There is so much to love about butternut squash! Since it's high in fiber and low in calories it's a great food for weight management. It's also super high in vitamins A and B. Its got great flavor and is so versatile!
  • 3 corn tortillas cut in half
  • ½ butternut squash – cooked and cubed
  • ½ sweet onion – diced
  • ¾ cup black beans (rinsed and drained)
  • 1 tsp minced garlic
  • 1 tsp cumin
  • ½ tsp ground cayenne pepper
  • 1 4oz can diced green chiles
  • 1 cup red enchilada sauce
  • 1 cup shredded Mexican cheese
  To Prepare:
  1. Preheat oven to 400.
  2. DSC_2264 (2)

    I started using a bread pan rather than a larger one because its the perfect size.

    In large bowl combine garlic, onion, spices, chiles, black beans, and ¼ cup of cheese until well mixed.
  3. Slowly stir in cubed squash.
  4. Pour 1tbsp of enchilada sauce into lightly coated 8x3 baking dish.
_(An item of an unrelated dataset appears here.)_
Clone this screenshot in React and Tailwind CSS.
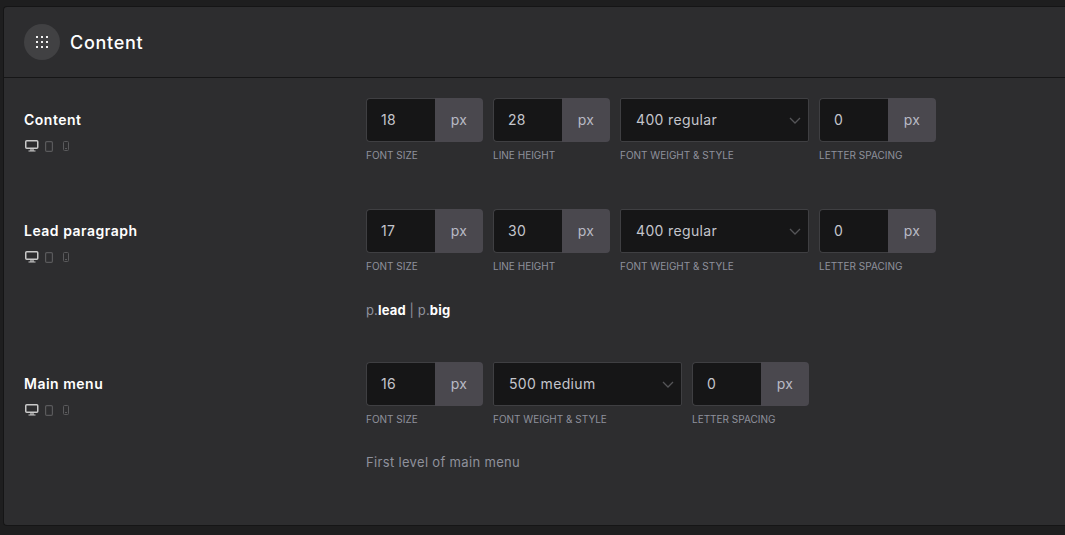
import React from "react";

const FONT = "font-['Inter','Noto_Sans',sans-serif]";

function GridDots() {
    const dots = [];
    for (let y = 0; y < 3; y++) {
        for (let x = 0; x < 3; x++) {
            dots.push(<rect key={`${x}-${y}`} x={x * 5} y={y * 5} width="2" height="2" fill="#f2f2f2" />);
        }
    }
    return (
        <svg width="12" height="12" viewBox="0 0 12 12">
            {dots}
        </svg>
    );
}

function Devices() {
    return (
        <div className="flex items-center mt-[11px] h-[12px]">
            <svg width="14" height="12" viewBox="0 0 14 12" fill="none" className="ml-[1px]">
                <rect x="0.75" y="0.75" width="12" height="7.5" rx="1" stroke="#c9c9c9" strokeWidth="1.5" />
                <path d="M6 9v1.5M8 9v1.5M3.5 11h7" stroke="#c9c9c9" strokeWidth="1.2" />
            </svg>
            <svg width="8" height="11" viewBox="0 0 8 11" fill="none" className="ml-[6px]">
                <rect x="0.6" y="0.6" width="6.8" height="9.8" rx="1.2" stroke="#5a5a5c" strokeWidth="1.2" />
            </svg>
            <svg width="6" height="10" viewBox="0 0 6 10" fill="none" className="ml-[10px]">
                <rect x="0.5" y="0.5" width="5" height="9" rx="1" stroke="#5a5a5c" />
                <path d="M2 7.5h2" stroke="#5a5a5c" />
            </svg>
        </div>
    );
}

function NumberField({ value, label }) {
    return (
        <div className="w-[117px]">
            <div className="flex h-[44px]">
                <div className="w-[69px] rounded-l-[4px] border border-r-0 border-[#3f3f42] bg-[#161617] pl-[14px] pb-[2px] flex items-center text-[14px] tracking-[0.3px] text-[#c4c5cc]">{value}</div>
                <div className="flex-1 rounded-r-[4px] bg-[#4a484e] pb-[2px] flex items-center justify-center text-[14px] tracking-[0.3px] text-[#b9bac4]">px</div>
            </div>
            <div className="mt-[6px] text-[10px] leading-[14px] uppercase text-[#8f919c] whitespace-nowrap">{label}</div>
        </div>
    );
}

function SelectField({ value }) {
    return (
        <div className="w-[189px]">
            <div className="flex items-center justify-between h-[44px] rounded-[2px] border border-[#3f3f42] bg-[#161617] pl-[15px] pr-[7px] text-[14px] tracking-[0.35px] text-[#c4c5cc]">
                <span className="-mt-[2px]">{value}</span>
                <svg width="12" height="7" viewBox="0 0 12 7" fill="none">
                    <path d="M1 1l5 5 5-5" stroke="#555558" strokeWidth="1.3" />
                </svg>
            </div>
            <div className="mt-[6px] text-[10px] leading-[14px] uppercase text-[#8f919c] whitespace-nowrap">Font weight &amp; style</div>
        </div>
    );
}

function Row({ title, pt, children }) {
    return (
        <div className={`flex ${pt}`}>
            <div className="w-[362px] shrink-0 pl-[20px] pt-[13px]">
                <div className="text-[14px] leading-[18px] font-semibold tracking-[0.5px] text-white">{title}</div>
                <Devices />
            </div>
            <div>{children}</div>
        </div>
    );
}

export default function App() {
    return (
        <div className={`${FONT} h-[535px] w-[1065px] overflow-hidden bg-[#1e1e1f] pt-[6px] pb-[9px] pl-[3px]`}>
            <div className="h-full rounded-tl-[4px] rounded-bl-[4px] border border-r-0 border-[#151516] bg-[#2d2d2f]">
                <div className="flex items-center h-[71px] border-b border-[#161617] pl-[20px]">
                    <div className="flex items-center justify-center w-[36px] h-[36px] rounded-full bg-[#414143]">
                        <GridDots />
                    </div>
                    <div className="ml-[10px] text-[18px] font-medium tracking-[0.7px] text-white">Content</div>
                </div>

                <Row title="Content" pt="pt-[20px]">
                    <div className="flex gap-[10px]">
                        <NumberField value="18" label="Font size" />
                        <NumberField value="28" label="Line height" />
                        <SelectField value="400 regular" />
                        <NumberField value="0" label="Letter spacing" />
                    </div>
                </Row>

                <Row title="Lead paragraph" pt="pt-[47px]">
                    <div className="flex gap-[10px]">
                        <NumberField value="17" label="Font size" />
                        <NumberField value="30" label="Line height" />
                        <SelectField value="400 regular" />
                        <NumberField value="0" label="Letter spacing" />
                    </div>
                    <div className="mt-[27px] text-[13px] leading-[20px] tracking-[0.15px] text-[#8f919c]">
                        p.<b className="font-bold text-white">lead</b> | p.<b className="font-bold text-white">big</b>
                    </div>
                </Row>

                <Row title="Main menu" pt="pt-[42px]">
                    <div className="flex gap-[10px]">
                        <NumberField value="16" label="Font size" />
                        <SelectField value="500 medium" />
                        <NumberField value="0" label="Letter spacing" />
                    </div>
                    <div className="mt-[26px] text-[13px] leading-[20px] tracking-[0.33px] text-[#8f919c]">First level of main menu</div>
                </Row>
            </div>
        </div>
    );
}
For a larger dish double ingredients.
  5. Press 2 tortilla halves into bottom of pan.
  6. Layer 1/3 squash mixture, ¼ cup of cheese, and 1tbsp enchilada sauce.
  7. Press 2 additional tortilla halves into pan to evenly cover mixture
  8. Add another layer of 1/3 squash mixture, ¼ cup of cheese, 1 tbsp. enchilada sauce, and 2 more tortilla halves.
  9. Top with remaining sauce and cheese and cover with foil.
  10. Bake 30 minutes or until cheese melted and hot throughout.
  11. Remove foil and return to oven @ 425 degrees to make cheese bubbly.
  12. Let cool and top with diced avocado if desired.